A rediscovered tape of an interview with the late John Barry formed the basis of a new 30-minute BBC radio programme on the Oscar-winning composer.

The programme, entitled ‘John Barry: The Lost Tapes’ and hosted by Eddi Fiegel, went out in the UK on BBC Radio-4 on Tuesday June 26, and was repeated on Saturday June 30. The story behind the new interview material is that, in the late 1990s, Eddi recorded a rare ‘warts and all’ radio interview with the Yorkshire-born film composer, who sadly died early last year. Eddi was in the process of writing a biography about Barry. The rare tape, which was lost until recently, was used by Eddie in the new programme to trace the early career of Barry, and provide an opportunity to hear the blunt-speaking music maestro speak about the various stages in his rise to fame. Indeed, as Fiegel pointed out, Barry was ‘a vivid raconteur’.

The programme opened with Barry speaking about the power of emotion that film music can provide, with a typical well-scored movie gripping the viewer for 2 hours in a dark cinema: ‘I love doing that’, said Barry.

As well as talking about his early career with his group the John Barry Seven, and about helping the singer Adam Faith (who gave Barry an opening into the film world), Barry – who started out as a Jazz musician – reflected on how he educated himself in the new exciting world of Rock and Roll, and later on in what was required to become a film composer. Experimentation was the key, and being prepared to tap into new, radical forms of music. He told Fiegel that he had always had success with things that ‘went against the grain’.

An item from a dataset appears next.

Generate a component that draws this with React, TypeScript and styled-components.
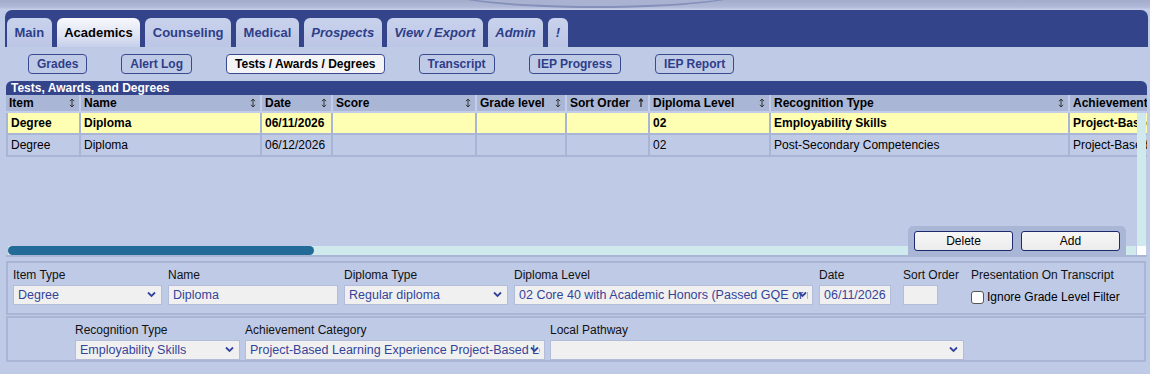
import React from 'react';
import styled, { createGlobalStyle } from 'styled-components';

const GlobalStyle = createGlobalStyle`
body {
    margin: 0;
    background: #bfcae7;
    font-family: "Liberation Sans", Arial, sans-serif;
    color: #000;
}
`

const TopStrip = styled.div`
position: relative;
height: 10px;
background: linear-gradient(#a3acca, #b0b9d7 70%, #c9d1ec);
overflow: hidden;
`

const Swoosh = styled.div`
position: absolute;
left: 445px;
top: -26px;
width: 300px;
height: 32px;
border-radius: 50%;
border-bottom: 2px solid #8490ba;
border-left: 2px solid #8c97bf;
background: #a9b2d0;
`

const TabBand = styled.div`
margin: 0 2px 0 5px;
background: #34448a;
border-radius: 7px 7px 0 0;
padding: 8px 0 0 2px;
display: flex;
gap: 5px;
`

const Tab = styled.div<{ $active?: boolean; $italic?: boolean }>`
height: 29px;
padding: 0 7.5px;
display: flex;
align-items: center;
border-radius: 6px 6px 0 0;
font-size: 13px;
font-weight: bold;
font-style: ${p => p.$italic ? 'italic' : 'normal'};
color: ${p => p.$active ? '#000' : '#2e3e88'};
background: ${p => p.$active ? 'linear-gradient(#f7f8fc, #dfe4f3 60%, #c6cfea)' : 'linear-gradient(#c9d2ec, #bcc6e5)'};
`

const SubNav = styled.div`
display: flex;
gap: 34px;
padding: 7px 0 0 28px;
height: 20px;
`

const SubButton = styled.div<{ $active?: boolean }>`
height: 18px;
padding: 0 8px;
display: flex;
align-items: center;
border: 1px solid #3a4a8e;
border-radius: 4px;
font-size: 12px;
font-weight: bold;
color: ${p => p.$active ? '#000' : '#2e3e88'};
background: ${p => p.$active ? '#f4f4f6' : '#bfcae7'};
`

const Section = styled.div`
margin: 7px 3px 0 6px;
`

const SectionTitle = styled.div`
height: 14px;
background: #34448a;
border-radius: 6px 6px 0 0;
color: #fff;
font-size: 12px;
font-weight: bold;
line-height: 14px;
padding-left: 5px;
`

const GridFrame = styled.div`
position: relative;
height: 160px;
display: flex;
flex-direction: column;
border-bottom: 2px solid #a9b5d5;
`

const Viewport = styled.div`
flex: 1;
overflow: hidden;
`

const Table = styled.table`
border-collapse: separate;
border-spacing: 0;
table-layout: fixed;
width: 1345px;
font-size: 12px;
`

const Th = styled.th`
height: 16px;
padding: 0 0 0 3px;
background: #aab6d5;
border-right: 2px solid #c3cde9;
border-bottom: 2px solid #c3cde9;
text-align: left;
font-weight: bold;
white-space: nowrap;
overflow: hidden;
`

const ThInner = styled.div`
display: flex;
justify-content: space-between;
align-items: center;
padding-right: 4px;
`

const Tr = styled.tr<{ $selected?: boolean }>`
background: ${p => p.$selected ? '#ffffb4' : 'transparent'};
font-weight: ${p => p.$selected ? 'bold' : 'normal'};
`

const Td = styled.td`
height: 20px;
padding: 0 0 0 3px;
border-right: 2px solid #a9b5d5;
border-bottom: 2px solid #a9b5d5;
white-space: nowrap;
overflow: hidden;
&:first-child {
    border-left: 2px solid #a9b5d5;
}
`

const HScrollRow = styled.div`
height: 9px;
display: flex;
padding-left: 2px;
`

const HTrack = styled.div`
flex: 1;
background: #cfe9ed;
`

const Thumb = styled.div`
width: 306px;
height: 9px;
border-radius: 5px;
background: #226a98;
`

const Corner = styled.div`
width: 9px;
height: 9px;
margin: 0 1px;
background: #fff;
`

const VScroll = styled.div`
position: absolute;
right: 1px;
top: 18px;
bottom: 9px;
width: 9px;
background: #cfe9ed;
`

const ActionPanel = styled.div`
position: absolute;
right: 21px;
bottom: 0;
box-sizing: border-box;
width: 218px;
height: 29px;
padding: 5px 6px 0;
display: flex;
gap: 8px;
background: #aab6d5;
border-radius: 5px 5px 0 0;
`

const ActionButton = styled.button`
width: 99px;
height: 20px;
padding: 0;
border: 1px solid #1e2a6e;
border-radius: 3px;
background: linear-gradient(#f6f6f6, #ececec);
font-family: "Liberation Sans", Arial, sans-serif;
font-size: 12px;
color: #000;
`

const FormPanel = styled.div<{ $indent: number; $top: number; $gap: number; $bottom: number }>`
margin: ${p => p.$top}px 4px 0 6px;
border: 2px solid #a9b5d5;
padding: 5px 0 ${p => p.$bottom}px ${p => p.$indent}px;
display: flex;
gap: ${p => p.$gap}px;
`

const Field = styled.div<{ $w: number }>`
width: ${p => p.$w}px;
display: flex;
flex-direction: column;
`

const Label = styled.label`
font-size: 12px;
line-height: 14px;
color: #111;
white-space: nowrap;
margin-bottom: 3px;
`

const InputBox = styled.div`
position: relative;
height: 20px;
`

const TextInput = styled.input<{ $w?: number }>`
box-sizing: border-box;
width: ${p => p.$w ? `${p.$w}px` : '100%'};
height: 20px;
border: 1px solid #b3bdd9;
background: #f0f0f0;
padding: 0 4px;
font-family: "Liberation Sans", Arial, sans-serif;
font-size: 12.5px;
color: #34449a;
outline: none;
`

const Select = styled.select`
box-sizing: border-box;
width: 100%;
height: 20px;
border: 1px solid #b3bdd9;
border-radius: 0;
background: #f0f0f0;
padding: 0 4px;
appearance: none;
font-family: "Liberation Sans", Arial, sans-serif;
font-size: 12.5px;
color: #34449a;
outline: none;
`

const Chevron = styled.svg`
position: absolute;
right: 6px;
top: 6px;
pointer-events: none;
`

const CheckRow = styled.div`
display: flex;
align-items: center;
gap: 3px;
font-size: 12px;
height: 20px;
padding-top: 2px;
`

const Check = styled.input`
appearance: none;
margin: 0;
width: 13px;
height: 13px;
border: 1px solid #555;
border-radius: 3px;
background: #fff;
`

const SortIcon = ({ up }: { up?: boolean }) => (
    <svg width="6" height="10" viewBox="0 0 6 10">
        {up ? (
            <path d="M3 1 V9 M1 3.5 L3 1 L5 3.5" stroke="#222" strokeWidth="1.2" fill="none" />
        ) : (
            <path d="M3 1.5 V8.5 M1 3.2 L3 1 L5 3.2 M1 6.8 L3 9 L5 6.8" stroke="#333" strokeWidth="1" fill="none" />
        )}
    </svg>
)

const Dropdown = ({ value }: { value: string }) => (
    <InputBox>
        <Select defaultValue={value}>
            <option>{value}</option>
        </Select>
        <Chevron width="9" height="7" viewBox="0 0 9 7">
            <path d="M1 1.5 L4.5 5 L8 1.5" stroke="#34449a" strokeWidth="1.8" fill="none" />
        </Chevron>
    </InputBox>
)

const columns: { title: string; width: number; up?: boolean }[] = [
    { title: 'Item', width: 75 },
    { title: 'Name', width: 181 },
    { title: 'Date', width: 71 },
    { title: 'Score', width: 144 },
    { title: 'Grade level', width: 90 },
    { title: 'Sort Order', width: 83, up: true },
    { title: 'Diploma Level', width: 121 },
    { title: 'Recognition Type', width: 299 },
    { title: 'Achievement Category', width: 281 },
]

const rows = [
    ['Degree', 'Diploma', '06/11/2026', '', '', '', '02', 'Employability Skills', 'Project-Based Learning Experience'],
    ['Degree', 'Diploma', '06/12/2026', '', '', '', '02', 'Post-Secondary Competencies', 'Project-Based Learning Experience'],
]

const tabs = [
    { label: 'Main' },
    { label: 'Academics', active: true },
    { label: 'Counseling' },
    { label: 'Medical' },
    { label: 'Prospects', italic: true },
    { label: 'View / Export', italic: true },
    { label: 'Admin', italic: true },
    { label: '!', italic: true },
]

const subTabs = ['Grades', 'Alert Log', 'Tests / Awards / Degrees', 'Transcript', 'IEP Progress', 'IEP Report']

const App = () => {
    return (
        <>
            <GlobalStyle />
            <TopStrip>
                <Swoosh />
            </TopStrip>
            <TabBand>
                {tabs.map(t => (
                    <Tab key={t.label} $active={t.active} $italic={t.italic}>{t.label}</Tab>
                ))}
            </TabBand>
            <SubNav>
                {subTabs.map(s => (
                    <SubButton key={s} $active={s === 'Tests / Awards / Degrees'}>{s}</SubButton>
                ))}
            </SubNav>

            <Section>
                <SectionTitle>Tests, Awards, and Degrees</SectionTitle>
                <GridFrame>
                    <Viewport>
                        <Table>
                            <colgroup>
                                {columns.map(c => <col key={c.title} style={{ width: c.width }} />)}
                            </colgroup>
                            <thead>
                                <tr>
                                    {columns.map(c => (
                                        <Th key={c.title}>
                                            <ThInner>
                                                <span>{c.title}</span>
                                                <SortIcon up={c.up} />
                                            </ThInner>
                                        </Th>
                                    ))}
                                </tr>
                            </thead>
                            <tbody>
                                {rows.map((r, i) => (
                                    <Tr key={i} $selected={i === 0}>
                                        {r.map((cell, j) => <Td key={j}>{cell}</Td>)}
                                    </Tr>
                                ))}
                            </tbody>
                        </Table>
                    </Viewport>
                    <HScrollRow>
                        <HTrack>
                            <Thumb />
                        </HTrack>
                        <Corner />
                    </HScrollRow>
                    <VScroll />
                    <ActionPanel>
                        <ActionButton>Delete</ActionButton>
                        <ActionButton>Add</ActionButton>
                    </ActionPanel>
                </GridFrame>
            </Section>

            <FormPanel $indent={5} $top={4} $gap={6} $bottom={6}>
                <Field $w={149}>
                    <Label>Item Type</Label>
                    <Dropdown value="Degree" />
                </Field>
                <Field $w={170}>
                    <Label>Name</Label>
                    <TextInput defaultValue="Diploma" />
                </Field>
                <Field $w={164}>
                    <Label>Diploma Type</Label>
                    <Dropdown value="Regular diploma" />
                </Field>
                <Field $w={299}>
                    <Label>Diploma Level</Label>
                    <Dropdown value="02 Core 40 with Academic Honors (Passed GQE or met" />
                </Field>
                <Field $w={78}>
                    <Label>Date</Label>
                    <TextInput defaultValue="06/11/2026" $w={72} />
                </Field>
                <Field $w={62}>
                    <Label>Sort Order</Label>
                    <TextInput defaultValue="" $w={35} />
                </Field>
                <Field $w={160}>
                    <Label>Presentation On Transcript</Label>
                    <CheckRow>
                        <Check type="checkbox" />
                        <span>Ignore Grade Level Filter</span>
                    </CheckRow>
                </Field>
            </FormPanel>

            <FormPanel $indent={67} $top={1} $gap={5} $bottom={0}>
                <Field $w={165}>
                    <Label>Recognition Type</Label>
                    <Dropdown value="Employability Skills" />
                </Field>
                <Field $w={300}>
                    <Label>Achievement Category</Label>
                    <Dropdown value="Project-Based Learning Experience Project-Based Learning" />
                </Field>
                <Field $w={414}>
                    <Label>Local Pathway</Label>
                    <Dropdown value="" />
                </Field>
            </FormPanel>
        </>
    )
}

export default App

Inevitably, Barry touched upon his work on the James Bond movies. At one point, when explaining the impact of the Bond music, he said that Monty Norman’s famous James Bond theme (which was arranged by Barry) had a rhythm never before heard of at the time. Interestingly, Barry also revealed that he did not sit down and concoct a particular ‘Bond style’ – he said his Bond music was a combination of influences and ‘what came out of me’. By the time it came to ‘Goldfinger’ (1964), Barry said he was determined to do the whole of the music for the movie – both the song and the soundtrack, to integrate them together. As Fiegel noted, it was clear that Barry was really proud of his work on ‘Goldfinger’. And, as Barry himself noted, when he saw the final movie, with Robert Brownjohn’s wonderful titles, ‘I thought it was total entertainment’. In fact, audiences applauded the titles.

It was evident that, while John Barry was often easy-going and loved to recall the stories and escapades in his colourful life, he was also very single-minded, and underneath the soft demeanour there was a man of steel. The interview with Barry at one point re-visited the now famous clash with Bond producer Harry Saltzman over the theme song for ‘Diamonds Are Forever’, a song which was about ‘making love to a diamond’. Saltzman had been heavily critical of the song, just as he had also been with the lyrics to ‘Goldfinger’. In the presence of Don Black and Cubby Broccoli, Saltzman had confronted Barry about the DAF song. After a blazing row between Barry and Harry, in which, according to Barry, Saltzman was so angry he went ‘as red as his red socks’ and stormed out, slamming the door loudly, Cubby Broccoli broke the stunned silence by saying ‘let’s have a drink’, adding ‘they’d just proceed and do it’. And the rest, as they say, is history, as DAF went on to become another fantastic hit for both Barry and singer Shirley Bassey.

As Eddi Fiegel pointed out towards the end of the programme, in a short space of time in the early 1960s, John Barry rose to become an internationally sought-after film composer, and one of the ‘most successful film composers of the 20th century’. Fiegel also said that the John Barry Estate is now keen to help aspiring young film composers, an approach which itself is inspired by Barry’s own enthusiasm when he was alive to give advice to young people coming into the movie-music industry for the first time.